The malaise appears far-reaching. The solitary comprehensive study of provenance ever undertaken was in 2000 by British archaeologists Christopher Chippindale and David Gill when they systematically reviewed the reliability of the claimed provenance in the catalogues of seven important international collections of antiquities. To their consternation, they found that as much as 75 per cent of the 1,396 objects they reviewed had no documented provenance whatsoever. Over 500 of the antiquities did not have any kind of “object history”, which meant they appeared for the first time in those public exhibitions, underscoring the fact that they were sourced from clandestine excavations. They also found that items whose excavation sites had been specified as “unknown” in earlier exhibitions, had on subsequent occasions been assigned to particular origins, an indication that their provenances were fabricated.

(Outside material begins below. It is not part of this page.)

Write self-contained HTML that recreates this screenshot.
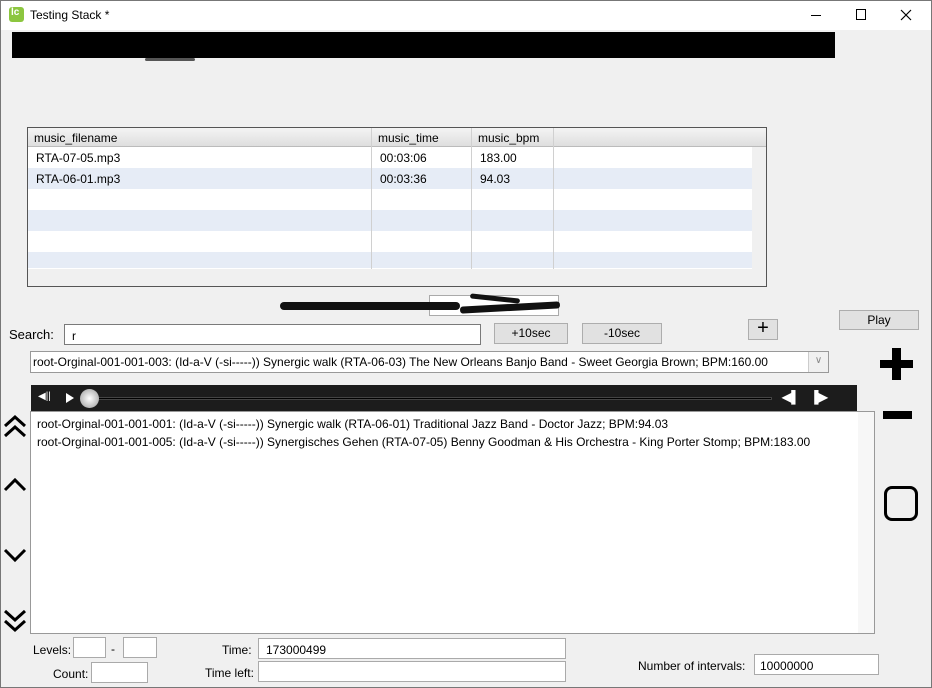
<!DOCTYPE html>
<html><head><meta charset="utf-8"><style>
*{box-sizing:border-box;margin:0;padding:0}
body{width:932px;height:688px;background:#f0f0f0;font-family:"Liberation Sans",sans-serif;font-size:12px;color:#000;position:relative;overflow:hidden}
.a{position:absolute}
.in{position:absolute;background:#fff;border:1px solid #7a7a7a}
.btn{position:absolute;background:#e1e1e1;border:1px solid #adadad;text-align:center;font-size:12px}
.t{position:absolute;white-space:nowrap}
</style></head><body>
<div class="a" style="left:0;top:0;width:932px;height:688px;border:1px solid #777;z-index:5"></div>
<div class="a" style="left:0;top:0;width:932px;height:30px;background:#fff"></div>
<div class="a" style="left:9px;top:7px;width:15px;height:15px;background:#8cc63f;border-radius:3px"></div>
<div class="t" style="left:11px;top:7px;color:#fff;font-size:10px;font-weight:bold">lc</div>
<div class="t" style="left:30px;top:8px;font-size:12px">Testing Stack *</div>
<div class="a" style="left:811px;top:15px;width:10px;height:1px;background:#000"></div>
<div class="a" style="left:856px;top:9px;width:10px;height:11px;border:1px solid #000"></div>
<svg class="a" style="left:900px;top:9px" width="12" height="12"><path d="M1 1L11 11M11 1L1 11" stroke="#000" stroke-width="1.2"/></svg>
<div class="a" style="left:12px;top:32px;width:823px;height:26px;background:#000"></div>
<div class="a" style="left:145px;top:58px;width:50px;height:3px;background:#555;border-radius:2px"></div>

<!-- table -->
<div class="a" style="left:27px;top:127px;width:740px;height:160px;border:1px solid #555;background:#fff"></div>
<div class="a" style="left:28px;top:128px;width:738px;height:19px;background:linear-gradient(#f4f4f4,#dedede);border-bottom:1px solid #bbb"></div>
<div class="t" style="left:34px;top:131px">music_filename</div>
<div class="t" style="left:378px;top:131px">music_time</div>
<div class="t" style="left:478px;top:131px">music_bpm</div>
<div class="a" style="left:28px;top:168px;width:724px;height:21px;background:#e6ecf6"></div>
<div class="a" style="left:28px;top:210px;width:724px;height:21px;background:#e6ecf6"></div>
<div class="a" style="left:28px;top:252px;width:724px;height:16px;background:#e6ecf6"></div>
<div class="a" style="left:371px;top:128px;width:1px;height:141px;background:#d0d0d0"></div>
<div class="a" style="left:471px;top:128px;width:1px;height:141px;background:#d0d0d0"></div>
<div class="a" style="left:553px;top:128px;width:1px;height:141px;background:#d0d0d0"></div>
<div class="t" style="left:36px;top:151px">RTA-07-05.mp3</div>
<div class="t" style="left:380px;top:151px">00:03:06</div>
<div class="t" style="left:480px;top:151px">183.00</div>
<div class="t" style="left:36px;top:172px">RTA-06-01.mp3</div>
<div class="t" style="left:380px;top:172px">00:03:36</div>
<div class="t" style="left:480px;top:172px">94.03</div>
<div class="a" style="left:752px;top:147px;width:14px;height:139px;background:#f0f0f0"></div>
<div class="a" style="left:28px;top:269px;width:724px;height:17px;background:#f0f0f0"></div>

<!-- redacted middle -->
<div class="in" style="left:429px;top:295px;width:130px;height:21px;border-color:#aaa"></div>
<div class="a" style="left:280px;top:302px;width:180px;height:8px;background:#111;border-radius:4px"></div>
<div class="a" style="left:470px;top:296px;width:50px;height:5px;background:#111;border-radius:3px;transform:rotate(6deg)"></div>
<div class="a" style="left:460px;top:304px;width:100px;height:7px;background:#111;border-radius:3px;transform:rotate(-3deg)"></div>

<div class="t" style="left:9px;top:327px;font-size:13px">Search:</div>
<div class="in" style="left:64px;top:324px;width:417px;height:21px"></div>
<div class="t" style="left:72px;top:329px">r</div>
<div class="btn" style="left:494px;top:323px;width:74px;height:21px;line-height:19px">+10sec</div>
<div class="btn" style="left:582px;top:323px;width:80px;height:21px;line-height:19px">-10sec</div>
<div class="btn" style="left:748px;top:319px;width:30px;height:21px;line-height:17px;font-size:20px">+</div>
<div class="btn" style="left:839px;top:310px;width:80px;height:20px;line-height:18px">Play</div>

<div class="in" style="left:30px;top:351px;width:799px;height:22px;border-color:#999"></div>
<div class="t" style="left:33px;top:355px">root-Orginal-001-001-003: (Id-a-V (-si-----)) Synergic walk (RTA-06-03) The New Orleans Banjo Band - Sweet Georgia Brown; BPM:160.00</div>
<div class="a" style="left:808px;top:352px;width:20px;height:20px;background:#f0f0f0;border-left:1px solid #ccc;text-align:center;color:#888;font-size:10px;line-height:18px">∨</div>

<div class="a" style="left:880px;top:360px;width:33px;height:8px;background:#000"></div>
<div class="a" style="left:892px;top:348px;width:9px;height:32px;background:#000"></div>
<div class="a" style="left:883px;top:411px;width:29px;height:8px;background:#000"></div>
<div class="a" style="left:884px;top:486px;width:34px;height:35px;border:3px solid #000;border-radius:8px"></div>

<!-- player -->
<div class="a" style="left:31px;top:385px;width:826px;height:26px;background:#1c1c1c"></div>
<div class="t" style="left:38px;top:391px;color:#fff;font-size:10px">◀||</div>
<svg class="a" style="left:65px;top:392px" width="10" height="12"><path d="M1 1L9 6L1 11Z" fill="#fff"/></svg>
<div class="a" style="left:90px;top:397px;width:682px;height:3px;background:#000;border:1px solid #444"></div>
<div class="a" style="left:80px;top:389px;width:19px;height:19px;border-radius:50%;background:radial-gradient(#fff,#999)"></div>
<div class="t" style="left:782px;top:390px;color:#fff;font-size:12px;font-weight:bold">◀▌</div>
<div class="t" style="left:810px;top:390px;color:#fff;font-size:12px;font-weight:bold">▐▶</div>

<!-- list -->
<div class="in" style="left:30px;top:411px;width:845px;height:223px;border-color:#999"></div>
<div class="a" style="left:858px;top:412px;width:16px;height:221px;background:#f7f7f7"></div>
<div class="t" style="left:37px;top:417px">root-Orginal-001-001-001: (Id-a-V (-si-----)) Synergic walk (RTA-06-01) Traditional Jazz Band - Doctor Jazz; BPM:94.03</div>
<div class="t" style="left:37px;top:435px">root-Orginal-001-001-005: (Id-a-V (-si-----)) Synergisches Gehen (RTA-07-05) Benny Goodman &amp; His Orchestra - King Porter Stomp; BPM:183.00</div>

<svg class="a" style="left:2px;top:412px" width="28" height="224" fill="none" stroke="#000" stroke-width="3">
<path d="M3 14L13 5L23 14M3 24L13 15L23 24"/>
<path d="M3 78L13 68L23 78"/>
<path d="M3 138L13 148L23 138"/>
<path d="M3 199L13 208L23 199M3 209L13 218L23 209"/>
</svg>

<!-- bottom -->
<div class="t" style="left:33px;top:643px">Levels:</div>
<div class="in" style="left:73px;top:637px;width:33px;height:21px;border-color:#aaa"></div>
<div class="t" style="left:111px;top:642px">-</div>
<div class="in" style="left:123px;top:637px;width:34px;height:21px;border-color:#aaa"></div>
<div class="t" style="left:53px;top:667px">Count:</div>
<div class="in" style="left:91px;top:662px;width:57px;height:21px;border-color:#aaa"></div>
<div class="t" style="left:222px;top:643px">Time:</div>
<div class="in" style="left:258px;top:638px;width:308px;height:21px;border-color:#aaa"></div>
<div class="t" style="left:266px;top:643px">173000499</div>
<div class="t" style="left:205px;top:666px">Time left:</div>
<div class="in" style="left:258px;top:661px;width:308px;height:21px;border-color:#aaa"></div>
<div class="t" style="left:638px;top:659px">Number of intervals:</div>
<div class="in" style="left:754px;top:654px;width:125px;height:21px;border-color:#aaa"></div>
<div class="t" style="left:760px;top:659px">10000000</div>
</body></html>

At times, countries themselves have been culpable of historical and archaeological neglect. “There is no comprehensive record in the form of database where such archaeological resources in terms of built heritage, sites and antiquities can be referred,” says Meena Gautam, Director, National Mission on Monuments and Antiquities, of the Archaeological Survey of India (ASI). “As a result, this finite, non-renewable and irreplaceable resource of our country is fast disappearing without any record for posterity.” She thus underscores “an urgent need” for a proper survey of such resources and, based on that, the formulation of an appropriate archaeological heritage resource management and policy. While the National Mission estimates approximately seven million antiquities in India, it has till now managed to register only around 480,000 of them. Experts, however, view the Mission’s calculation of antiquities as grossly underestimated.

The global trafficking in antiquities should raise as much concern as the “cultural cleansing” perpetrated by the ISIS marauders in Iraq and Syria who have till now in Iraq razed the ancient Assyrian capitals of Khorsabad and Nimrud, bludgeoned centuries-old artefacts in the Mosul Museum, and bulldozed the ancient ruined city of Hatra.

Treasure-hunting collectors, museums and galleries owe a moral responsibility to society – and to their own trade – by ensuring against participating in a plunder that impoverishes and eviscerates cultures.